Mostly, Primas' patients are businessmen and women, United Nations diplomats, even members of the Obama administration, and he continues to see long-term elderly patients on a pro-bono basis he had first treated at the Boriken Family Health Center in Harlem, much like HankMED services on "Royal Pains."

Seventeen years ago, he started his concierge, one-stop- shopping practice after a Nigerian man who feared he had malaria called Primas to a hotel room for after-hours care.

"He found me in the Yellow Pages and was staying in a hotel in New York City and begged me to come over. Back then, 1993, Kaufman's drugstore on 50th Street was open 24 hours and delivered anywhere in the city. It turned out he had strep." Primas has made house calls ever since.


The 'elitist' label

Primas is part of a crop of concierge or "boutique" physicians, opting for long-range health care practices based on quality time per patient instead of quantity of clients. Instead of packing in 2,500 patients, where all a doctor can do is treat, they keep it down to about 600.

Some call it elitist health care: Ana Christina McGannon, 47, a Syosset resident, isn't interested in being a patient of what she calls "elitist" medicine. "It's a business, and I think health care should be not-for-profit and not a moneymaking vehicle." But some patients, more informed through the Internet, say they'll pay for good care.

"He takes care of himself and practices what he preaches," says Susan Ziegler, a middle-aged Manhattan resident who weekends in the Hamptons and has been a patient of Primas for 12 years. "He cares about your overall well-being and doesn't just treat one problem. I was having difficulty with my stomach, and he helped me take a look at my whole health-care regime."

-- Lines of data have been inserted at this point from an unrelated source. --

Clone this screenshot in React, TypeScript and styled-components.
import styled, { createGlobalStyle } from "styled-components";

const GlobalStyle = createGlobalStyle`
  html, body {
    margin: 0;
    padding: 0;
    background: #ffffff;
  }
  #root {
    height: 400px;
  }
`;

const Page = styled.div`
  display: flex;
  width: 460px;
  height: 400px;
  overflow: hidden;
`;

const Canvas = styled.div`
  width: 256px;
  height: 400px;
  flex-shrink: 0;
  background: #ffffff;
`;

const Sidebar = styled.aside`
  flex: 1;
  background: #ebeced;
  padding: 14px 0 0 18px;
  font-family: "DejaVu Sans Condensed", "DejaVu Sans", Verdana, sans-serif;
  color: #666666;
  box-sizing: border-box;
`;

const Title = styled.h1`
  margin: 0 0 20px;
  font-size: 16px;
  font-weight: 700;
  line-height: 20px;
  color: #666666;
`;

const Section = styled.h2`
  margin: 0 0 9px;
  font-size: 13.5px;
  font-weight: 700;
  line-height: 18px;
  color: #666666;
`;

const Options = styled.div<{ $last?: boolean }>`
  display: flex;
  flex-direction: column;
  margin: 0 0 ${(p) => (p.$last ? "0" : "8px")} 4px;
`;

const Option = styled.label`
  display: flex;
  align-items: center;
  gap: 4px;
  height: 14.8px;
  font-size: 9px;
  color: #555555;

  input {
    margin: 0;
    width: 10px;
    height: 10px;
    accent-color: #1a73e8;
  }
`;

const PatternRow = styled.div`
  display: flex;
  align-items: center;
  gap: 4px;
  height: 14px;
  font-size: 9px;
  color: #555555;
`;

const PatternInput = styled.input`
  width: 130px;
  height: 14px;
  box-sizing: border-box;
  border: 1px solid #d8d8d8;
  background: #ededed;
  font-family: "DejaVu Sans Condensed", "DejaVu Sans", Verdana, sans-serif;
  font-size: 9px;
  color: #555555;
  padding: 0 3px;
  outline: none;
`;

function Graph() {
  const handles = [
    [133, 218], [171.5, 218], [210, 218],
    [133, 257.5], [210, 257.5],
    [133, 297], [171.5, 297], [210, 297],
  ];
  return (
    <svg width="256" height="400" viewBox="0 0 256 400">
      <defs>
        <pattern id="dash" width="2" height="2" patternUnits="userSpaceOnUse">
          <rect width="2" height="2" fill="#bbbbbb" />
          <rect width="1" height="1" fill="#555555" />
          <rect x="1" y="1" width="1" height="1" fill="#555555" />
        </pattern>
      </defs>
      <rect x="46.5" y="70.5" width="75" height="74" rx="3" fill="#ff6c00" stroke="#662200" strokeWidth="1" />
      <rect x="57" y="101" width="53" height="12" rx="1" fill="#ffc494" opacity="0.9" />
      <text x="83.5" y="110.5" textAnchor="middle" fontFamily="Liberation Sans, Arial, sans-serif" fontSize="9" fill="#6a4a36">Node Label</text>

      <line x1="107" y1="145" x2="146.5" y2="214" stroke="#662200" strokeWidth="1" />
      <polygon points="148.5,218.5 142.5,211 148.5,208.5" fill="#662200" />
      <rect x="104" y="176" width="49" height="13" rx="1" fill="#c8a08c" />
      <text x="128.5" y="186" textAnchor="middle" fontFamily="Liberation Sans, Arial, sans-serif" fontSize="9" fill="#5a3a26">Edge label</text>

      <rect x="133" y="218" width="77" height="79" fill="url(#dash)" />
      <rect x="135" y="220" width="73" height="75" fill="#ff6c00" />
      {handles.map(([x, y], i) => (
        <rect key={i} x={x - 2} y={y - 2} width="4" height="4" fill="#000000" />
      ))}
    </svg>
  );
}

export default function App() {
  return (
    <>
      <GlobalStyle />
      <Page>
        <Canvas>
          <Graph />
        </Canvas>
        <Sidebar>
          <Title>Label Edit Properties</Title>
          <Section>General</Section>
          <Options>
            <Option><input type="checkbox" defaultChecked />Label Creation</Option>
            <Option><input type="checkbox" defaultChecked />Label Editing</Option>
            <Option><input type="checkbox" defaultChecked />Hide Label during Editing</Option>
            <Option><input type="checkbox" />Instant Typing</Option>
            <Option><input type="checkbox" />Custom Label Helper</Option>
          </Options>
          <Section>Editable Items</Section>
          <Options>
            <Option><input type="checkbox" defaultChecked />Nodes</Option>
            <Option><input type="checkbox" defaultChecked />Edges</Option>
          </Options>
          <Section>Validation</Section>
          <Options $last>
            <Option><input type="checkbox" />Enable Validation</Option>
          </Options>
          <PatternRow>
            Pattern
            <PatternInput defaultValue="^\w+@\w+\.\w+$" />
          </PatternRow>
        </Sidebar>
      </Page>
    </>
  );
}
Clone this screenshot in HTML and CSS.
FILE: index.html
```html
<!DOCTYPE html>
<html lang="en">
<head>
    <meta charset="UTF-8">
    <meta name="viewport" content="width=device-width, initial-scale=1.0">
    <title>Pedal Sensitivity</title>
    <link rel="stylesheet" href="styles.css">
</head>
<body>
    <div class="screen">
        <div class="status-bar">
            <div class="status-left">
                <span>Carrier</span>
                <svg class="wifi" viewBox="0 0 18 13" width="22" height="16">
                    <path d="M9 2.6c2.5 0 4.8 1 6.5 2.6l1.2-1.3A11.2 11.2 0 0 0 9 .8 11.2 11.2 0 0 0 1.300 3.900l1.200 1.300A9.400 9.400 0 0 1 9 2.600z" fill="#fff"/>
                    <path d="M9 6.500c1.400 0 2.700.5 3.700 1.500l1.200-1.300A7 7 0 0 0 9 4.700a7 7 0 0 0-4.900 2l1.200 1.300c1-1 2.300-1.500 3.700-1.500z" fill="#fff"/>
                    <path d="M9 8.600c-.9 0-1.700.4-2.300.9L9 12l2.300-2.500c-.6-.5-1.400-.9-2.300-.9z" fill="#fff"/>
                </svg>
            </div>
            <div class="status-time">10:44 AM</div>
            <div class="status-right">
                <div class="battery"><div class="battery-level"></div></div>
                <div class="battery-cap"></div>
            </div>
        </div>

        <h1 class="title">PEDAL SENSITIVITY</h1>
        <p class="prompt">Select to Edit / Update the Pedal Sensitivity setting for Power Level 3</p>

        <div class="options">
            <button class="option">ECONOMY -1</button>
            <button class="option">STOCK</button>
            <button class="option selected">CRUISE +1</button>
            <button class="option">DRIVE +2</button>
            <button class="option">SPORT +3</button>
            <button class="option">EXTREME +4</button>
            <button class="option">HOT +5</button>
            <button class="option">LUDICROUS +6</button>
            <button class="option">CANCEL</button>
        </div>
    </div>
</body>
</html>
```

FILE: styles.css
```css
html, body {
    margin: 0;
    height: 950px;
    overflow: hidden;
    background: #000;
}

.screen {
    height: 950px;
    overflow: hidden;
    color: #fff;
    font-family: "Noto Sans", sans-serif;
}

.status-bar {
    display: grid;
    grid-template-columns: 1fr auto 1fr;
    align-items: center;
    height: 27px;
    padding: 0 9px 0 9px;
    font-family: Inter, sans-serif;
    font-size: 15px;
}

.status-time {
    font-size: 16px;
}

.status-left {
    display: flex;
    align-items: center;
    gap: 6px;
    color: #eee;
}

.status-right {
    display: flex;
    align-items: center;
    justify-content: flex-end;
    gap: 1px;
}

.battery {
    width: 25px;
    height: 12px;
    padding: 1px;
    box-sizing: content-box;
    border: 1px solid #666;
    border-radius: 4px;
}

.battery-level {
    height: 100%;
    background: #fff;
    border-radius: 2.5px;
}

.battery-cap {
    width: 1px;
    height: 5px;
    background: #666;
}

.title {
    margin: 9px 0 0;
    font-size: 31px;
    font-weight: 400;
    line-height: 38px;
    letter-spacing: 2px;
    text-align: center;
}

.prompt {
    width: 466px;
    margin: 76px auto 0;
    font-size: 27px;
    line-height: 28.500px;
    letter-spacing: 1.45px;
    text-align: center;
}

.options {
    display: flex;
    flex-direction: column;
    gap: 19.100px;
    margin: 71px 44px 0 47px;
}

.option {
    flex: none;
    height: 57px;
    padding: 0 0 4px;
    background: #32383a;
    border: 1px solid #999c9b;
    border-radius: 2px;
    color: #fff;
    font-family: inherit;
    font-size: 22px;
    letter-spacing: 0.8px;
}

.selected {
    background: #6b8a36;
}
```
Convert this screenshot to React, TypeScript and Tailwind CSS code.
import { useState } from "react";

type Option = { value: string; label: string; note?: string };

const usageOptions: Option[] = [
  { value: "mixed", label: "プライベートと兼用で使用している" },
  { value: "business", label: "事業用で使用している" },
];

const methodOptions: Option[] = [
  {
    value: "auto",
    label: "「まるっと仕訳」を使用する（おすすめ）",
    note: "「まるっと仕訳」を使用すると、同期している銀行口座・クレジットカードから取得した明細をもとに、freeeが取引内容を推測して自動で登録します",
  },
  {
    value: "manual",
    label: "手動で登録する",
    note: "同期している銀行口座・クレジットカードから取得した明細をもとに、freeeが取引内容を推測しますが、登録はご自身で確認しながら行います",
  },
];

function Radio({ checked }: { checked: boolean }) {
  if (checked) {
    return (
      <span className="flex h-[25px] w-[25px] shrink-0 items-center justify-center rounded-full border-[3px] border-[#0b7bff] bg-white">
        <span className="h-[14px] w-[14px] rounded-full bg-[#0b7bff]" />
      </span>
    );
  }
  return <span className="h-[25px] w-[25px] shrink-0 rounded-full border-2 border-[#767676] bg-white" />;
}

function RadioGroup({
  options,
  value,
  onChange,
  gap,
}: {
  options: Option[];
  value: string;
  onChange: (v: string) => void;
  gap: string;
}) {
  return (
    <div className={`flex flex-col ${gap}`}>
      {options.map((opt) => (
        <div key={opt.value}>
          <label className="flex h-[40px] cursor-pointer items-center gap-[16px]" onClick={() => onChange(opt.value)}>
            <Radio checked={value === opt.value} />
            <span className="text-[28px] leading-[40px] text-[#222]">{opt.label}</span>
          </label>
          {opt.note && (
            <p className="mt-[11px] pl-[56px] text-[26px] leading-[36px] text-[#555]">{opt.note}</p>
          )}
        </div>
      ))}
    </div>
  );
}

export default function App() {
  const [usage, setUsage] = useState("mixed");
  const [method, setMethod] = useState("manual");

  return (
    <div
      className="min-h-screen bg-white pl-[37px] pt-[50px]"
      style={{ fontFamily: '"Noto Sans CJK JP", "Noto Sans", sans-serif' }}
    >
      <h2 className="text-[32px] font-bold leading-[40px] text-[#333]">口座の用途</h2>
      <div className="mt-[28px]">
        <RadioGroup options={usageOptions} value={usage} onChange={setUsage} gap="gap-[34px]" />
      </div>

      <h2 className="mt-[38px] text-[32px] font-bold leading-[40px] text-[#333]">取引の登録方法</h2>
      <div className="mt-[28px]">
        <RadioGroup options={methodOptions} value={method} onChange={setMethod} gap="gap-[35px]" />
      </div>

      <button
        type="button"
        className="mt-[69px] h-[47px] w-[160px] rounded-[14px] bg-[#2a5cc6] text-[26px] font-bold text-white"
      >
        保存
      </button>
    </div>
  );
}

With personalized preventive care, members pay a membership fee for a doctor like one of the 319 physicians available through the Florida-based MDVIP network. There are eight member physicians on Long Island (28 states have network doctors). For the $1,500 membership fee, members get a Mayo Clinic-level physical and a CD-ROM of all EKGs, X-rays, medications and blood work. Members have their own Web sites, doctor's e-mail address and cell-phone number and year-round wellness care. MDVIP accepts assignment from insurance and Medicare.

"It's certainly not elitist health care at $4 a day," says Darin Engelhardt, president of MDVIP. "It's about choice and not one-size-fits-all health care. In these cost-conscious times, people are prioritizing their health." After nine years, MDVIP's patient renewal rates are still high at 90 percent with 120,000 patients nationally.

Not an MDVIP physician, Primas charges fees ranging from $95 for quick visit to get a simple medication refill, to $200 for a visit in which he handles common ailments, up to $800 for a full physical.

Lyndon Campbell, a media business executive in his late 30s who moved to Manhattan from Britain, chose Primas on the recommendation of friends eight years ago. "We summer out in East Hampton, and I have terrible allergies. The ragweed and dust makes it worse." Campbell says spending the extra on his health is no bother.

Primas says he's dedicated to helping his patients live every day healthy. He says the majority of his patients with any ailments, including diabetes, are off medications as a result of exercise and good care. "It's about longevity and prevention."

Meanwhile, according to Nielsen Media Research, "Royal Pains'' became the USA Network's most-watched first season of an original series ever and signed on for another season.